As I reflect on this symposium, I return to the image of Chun’s mother as a keypunch operator. I think frequently of how I can weave my parents’ stories in to my own academic narrative because their stories intersect with my own. In order to adequately explain my interest in visual culture, it’s necessary to know that my father is a transportation planner, and I grew up with a drafting table and special blue pencils that I wasn’t supposed to play with (but did anyway) in our room over the garage. Because of him, I wanted to be an engineer– I went built popsicle stick bridges, drew my own highways and when I got older, built an electric keyboard at an engineering camp.
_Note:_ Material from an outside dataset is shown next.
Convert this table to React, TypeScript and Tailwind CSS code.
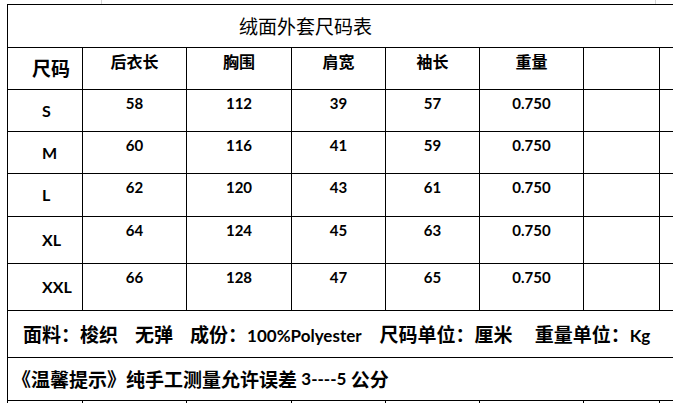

It’s this love of making and building that I think draws me to the digital humanities, but you wouldn’t know that unless you knew my story, which is also my father’s story.
Wendy Chun gave me a model for combining the personal, the political and the historical in a deeply engaging and critical way and I thank her for that. In her talk, she prefaced it by saying she’d never done anything like that and may never again– but in the off chance she reads this, I hope she will. We need those stories.
My mother wasn’t a computer, but thanks to this symposium, I’m more interested than ever in these gendered legacies of technology. Many thanks to Liz Losh for organizing another great event.